Apple calls OpenAI's hardware business 'rotten to its core' in trade secret theft lawsuit
The lawsuit also names io Products, the hardware company led by Jony Ive.
Apple is suing OpenAI and two of its former employees who currently work at the AI company, for theft of its trade secrets. In a lawsuit filed in federal court Friday, Apple alleges extensive misconduct by the company it once partnered with, describing its hardware business as "rotten to its core."
The lawsuit also names io Products, the Jony Ive-led hardware startup acquired by OpenAI last year, as complicit in the trade secret theft. It doesn't mention Ive by name, but described the organization as complicit in "a coordinated pattern of misconduct at an institutional level" within OpenAI.

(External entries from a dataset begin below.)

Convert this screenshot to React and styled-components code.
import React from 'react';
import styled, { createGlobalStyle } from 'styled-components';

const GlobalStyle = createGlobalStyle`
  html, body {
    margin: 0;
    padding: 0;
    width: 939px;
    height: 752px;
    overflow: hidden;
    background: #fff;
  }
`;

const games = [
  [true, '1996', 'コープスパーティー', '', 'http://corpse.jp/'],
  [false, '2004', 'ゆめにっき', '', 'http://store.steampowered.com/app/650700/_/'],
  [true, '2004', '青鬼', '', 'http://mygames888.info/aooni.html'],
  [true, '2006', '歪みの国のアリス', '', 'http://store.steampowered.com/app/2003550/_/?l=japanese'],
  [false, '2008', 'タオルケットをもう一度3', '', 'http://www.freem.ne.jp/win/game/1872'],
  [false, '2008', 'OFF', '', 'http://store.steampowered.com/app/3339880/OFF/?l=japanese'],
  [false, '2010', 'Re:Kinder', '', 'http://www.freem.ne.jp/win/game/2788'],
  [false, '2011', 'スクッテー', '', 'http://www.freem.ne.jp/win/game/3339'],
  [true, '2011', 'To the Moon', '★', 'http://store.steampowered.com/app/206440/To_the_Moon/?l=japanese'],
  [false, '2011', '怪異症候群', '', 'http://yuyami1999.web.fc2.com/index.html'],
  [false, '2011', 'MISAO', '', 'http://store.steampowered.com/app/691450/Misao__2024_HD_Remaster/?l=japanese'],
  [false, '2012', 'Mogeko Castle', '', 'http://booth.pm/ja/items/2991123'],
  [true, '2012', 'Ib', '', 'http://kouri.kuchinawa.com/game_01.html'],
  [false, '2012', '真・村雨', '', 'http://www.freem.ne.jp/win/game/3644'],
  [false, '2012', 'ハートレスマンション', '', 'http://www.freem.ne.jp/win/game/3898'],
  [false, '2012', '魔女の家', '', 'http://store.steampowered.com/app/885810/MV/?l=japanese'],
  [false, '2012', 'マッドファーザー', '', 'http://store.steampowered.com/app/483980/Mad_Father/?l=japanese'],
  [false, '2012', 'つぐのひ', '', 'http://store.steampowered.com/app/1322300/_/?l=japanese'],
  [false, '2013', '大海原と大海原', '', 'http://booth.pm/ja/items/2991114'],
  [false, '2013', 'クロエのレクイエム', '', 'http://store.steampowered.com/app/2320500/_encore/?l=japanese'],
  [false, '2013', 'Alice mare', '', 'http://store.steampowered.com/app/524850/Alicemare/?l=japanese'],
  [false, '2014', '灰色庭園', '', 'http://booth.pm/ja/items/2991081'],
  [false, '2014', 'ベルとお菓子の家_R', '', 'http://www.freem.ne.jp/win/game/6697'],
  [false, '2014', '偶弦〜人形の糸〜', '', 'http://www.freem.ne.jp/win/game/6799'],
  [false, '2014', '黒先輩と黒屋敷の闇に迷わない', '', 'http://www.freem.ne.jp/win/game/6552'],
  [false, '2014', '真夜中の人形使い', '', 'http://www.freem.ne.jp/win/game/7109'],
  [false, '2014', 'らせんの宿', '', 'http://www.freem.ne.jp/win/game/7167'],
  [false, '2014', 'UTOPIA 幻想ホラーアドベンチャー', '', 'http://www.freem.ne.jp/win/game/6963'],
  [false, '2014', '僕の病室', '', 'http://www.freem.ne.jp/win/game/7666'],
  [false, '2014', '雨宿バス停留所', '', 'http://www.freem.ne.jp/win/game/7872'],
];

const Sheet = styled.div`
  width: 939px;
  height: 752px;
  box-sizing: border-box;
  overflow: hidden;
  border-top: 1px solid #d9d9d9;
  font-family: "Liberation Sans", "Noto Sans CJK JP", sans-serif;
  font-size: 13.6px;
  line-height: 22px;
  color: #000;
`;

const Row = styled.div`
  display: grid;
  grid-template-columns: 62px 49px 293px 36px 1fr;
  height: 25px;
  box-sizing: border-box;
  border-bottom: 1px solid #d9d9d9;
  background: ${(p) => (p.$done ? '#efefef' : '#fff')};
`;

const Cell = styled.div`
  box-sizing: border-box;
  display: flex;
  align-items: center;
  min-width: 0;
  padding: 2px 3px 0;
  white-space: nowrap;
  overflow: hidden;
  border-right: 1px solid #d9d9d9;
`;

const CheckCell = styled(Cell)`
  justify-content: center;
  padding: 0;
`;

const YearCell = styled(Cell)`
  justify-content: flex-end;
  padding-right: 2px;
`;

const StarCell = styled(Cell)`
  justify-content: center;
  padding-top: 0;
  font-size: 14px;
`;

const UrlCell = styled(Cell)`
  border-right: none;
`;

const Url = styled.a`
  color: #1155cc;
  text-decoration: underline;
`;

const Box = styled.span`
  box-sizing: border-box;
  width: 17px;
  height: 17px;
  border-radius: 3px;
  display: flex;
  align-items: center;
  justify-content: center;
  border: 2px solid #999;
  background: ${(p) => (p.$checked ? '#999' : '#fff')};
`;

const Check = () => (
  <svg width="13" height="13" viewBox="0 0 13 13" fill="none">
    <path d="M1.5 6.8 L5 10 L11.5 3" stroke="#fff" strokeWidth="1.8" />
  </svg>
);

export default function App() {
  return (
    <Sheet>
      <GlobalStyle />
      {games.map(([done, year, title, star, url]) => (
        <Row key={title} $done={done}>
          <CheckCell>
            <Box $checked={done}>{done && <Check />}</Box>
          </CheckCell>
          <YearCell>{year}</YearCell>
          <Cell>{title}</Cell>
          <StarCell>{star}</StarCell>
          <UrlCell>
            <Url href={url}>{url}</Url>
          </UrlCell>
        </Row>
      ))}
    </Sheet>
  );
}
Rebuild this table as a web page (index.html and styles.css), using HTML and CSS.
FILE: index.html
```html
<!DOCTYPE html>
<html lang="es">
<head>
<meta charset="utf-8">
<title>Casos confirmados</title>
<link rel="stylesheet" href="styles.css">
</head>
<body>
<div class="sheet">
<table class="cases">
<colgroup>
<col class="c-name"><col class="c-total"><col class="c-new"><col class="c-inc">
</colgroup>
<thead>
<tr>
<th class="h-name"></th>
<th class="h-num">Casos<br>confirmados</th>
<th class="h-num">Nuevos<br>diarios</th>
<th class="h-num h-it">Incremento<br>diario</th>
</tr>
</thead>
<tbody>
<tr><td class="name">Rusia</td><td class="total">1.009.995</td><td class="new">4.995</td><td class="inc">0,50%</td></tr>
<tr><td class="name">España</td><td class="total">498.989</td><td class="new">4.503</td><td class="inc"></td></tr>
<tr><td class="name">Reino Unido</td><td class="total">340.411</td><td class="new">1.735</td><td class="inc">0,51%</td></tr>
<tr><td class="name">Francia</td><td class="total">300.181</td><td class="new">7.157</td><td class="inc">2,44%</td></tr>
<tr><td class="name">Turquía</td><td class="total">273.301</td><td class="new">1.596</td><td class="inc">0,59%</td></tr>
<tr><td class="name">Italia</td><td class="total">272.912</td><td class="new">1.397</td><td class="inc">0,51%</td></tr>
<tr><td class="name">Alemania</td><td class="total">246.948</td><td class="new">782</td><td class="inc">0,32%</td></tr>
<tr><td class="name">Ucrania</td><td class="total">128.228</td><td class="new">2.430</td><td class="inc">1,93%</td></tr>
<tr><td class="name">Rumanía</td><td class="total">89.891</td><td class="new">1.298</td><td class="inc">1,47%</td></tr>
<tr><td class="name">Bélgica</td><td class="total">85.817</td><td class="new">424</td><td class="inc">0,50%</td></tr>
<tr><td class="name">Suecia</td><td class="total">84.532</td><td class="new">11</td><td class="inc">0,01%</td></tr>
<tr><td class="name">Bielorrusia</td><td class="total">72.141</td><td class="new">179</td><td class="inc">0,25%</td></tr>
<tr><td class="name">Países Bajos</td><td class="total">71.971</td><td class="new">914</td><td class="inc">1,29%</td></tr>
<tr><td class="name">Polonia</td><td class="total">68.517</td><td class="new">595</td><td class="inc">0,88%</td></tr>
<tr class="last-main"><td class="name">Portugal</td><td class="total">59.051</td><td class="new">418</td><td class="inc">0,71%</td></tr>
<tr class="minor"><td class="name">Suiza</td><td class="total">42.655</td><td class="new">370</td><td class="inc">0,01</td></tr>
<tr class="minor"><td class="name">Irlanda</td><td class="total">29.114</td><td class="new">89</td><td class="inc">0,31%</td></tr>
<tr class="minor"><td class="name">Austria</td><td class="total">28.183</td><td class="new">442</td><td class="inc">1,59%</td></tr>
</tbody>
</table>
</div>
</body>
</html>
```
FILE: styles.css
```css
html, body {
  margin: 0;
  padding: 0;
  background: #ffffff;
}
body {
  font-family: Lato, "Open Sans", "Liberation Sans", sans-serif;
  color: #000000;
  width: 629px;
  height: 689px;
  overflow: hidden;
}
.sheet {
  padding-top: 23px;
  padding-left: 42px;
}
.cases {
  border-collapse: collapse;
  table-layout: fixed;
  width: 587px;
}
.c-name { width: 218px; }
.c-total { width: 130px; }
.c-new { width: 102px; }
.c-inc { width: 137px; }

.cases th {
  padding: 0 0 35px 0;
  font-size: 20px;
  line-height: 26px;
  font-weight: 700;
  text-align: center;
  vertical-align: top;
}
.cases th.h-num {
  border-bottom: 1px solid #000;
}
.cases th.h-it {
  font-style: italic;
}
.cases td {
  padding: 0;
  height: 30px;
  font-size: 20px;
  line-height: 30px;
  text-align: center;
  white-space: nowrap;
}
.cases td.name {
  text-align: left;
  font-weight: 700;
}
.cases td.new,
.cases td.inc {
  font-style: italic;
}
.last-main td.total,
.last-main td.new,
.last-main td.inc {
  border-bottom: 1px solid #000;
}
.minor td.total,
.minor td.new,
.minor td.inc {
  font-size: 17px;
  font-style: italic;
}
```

The filing also names Chang Liu, a former senior system electrical engineer at Apple, and Tang Yew Tan, a former Apple VP who is now OpenAI's Chief Hardware Officer. Apple claims that both Liu and Tan shared trade secrets with OpenAI. Liu, according to Apple's lawyers, "surreptitiously accessed and downloaded dozens of Apple's confidential hardware-related files, including voluminous, detailed information about unreleased products, engineering presentations, technical specifications, and proprietary project data."
Apple also claims that Tan "has directed job candidates still working for Apple to bring 'actual parts' from Apple to their interviews for 'show and tell' sessions in which he and his team at OpenAI can elicit still more Apple confidential information." In all, Apple says that more than 400 of its former employees have taken jobs at OpenAI and that the company's interview process if structured "to try to solicit additional confidential Apple information."
OpenAI didn't immediately respond to a request for comment on the allegations. The company "never responded" when Apple reached out about its concerns, the lawsuit says.
In the filing, Apple says that it's likely not aware of the full extent of OpenAI's misconduct. "This much is clear, however: at every level, from members of its Technical Staff to its Chief Hardware Officer, and in coordination with business partners, OpenAI has been stealing Apple's trade secrets and confidential information," it says. "As a natural result, OpenAI's nascent hardware business now rests on the shakiest of foundations, rotten to its core by its illegal reliance on misappropriated trade secrets."
The lawsuit comes as Apple is still partnering with OpenAI for Apple Intelligence. In a footnote, Apple says that its existing agreement, which allows the iPhone maker to integrate chatGPT into its devices, "is not at issue here" and that its allegations of trade secret theft have "no connection" to the arrangement.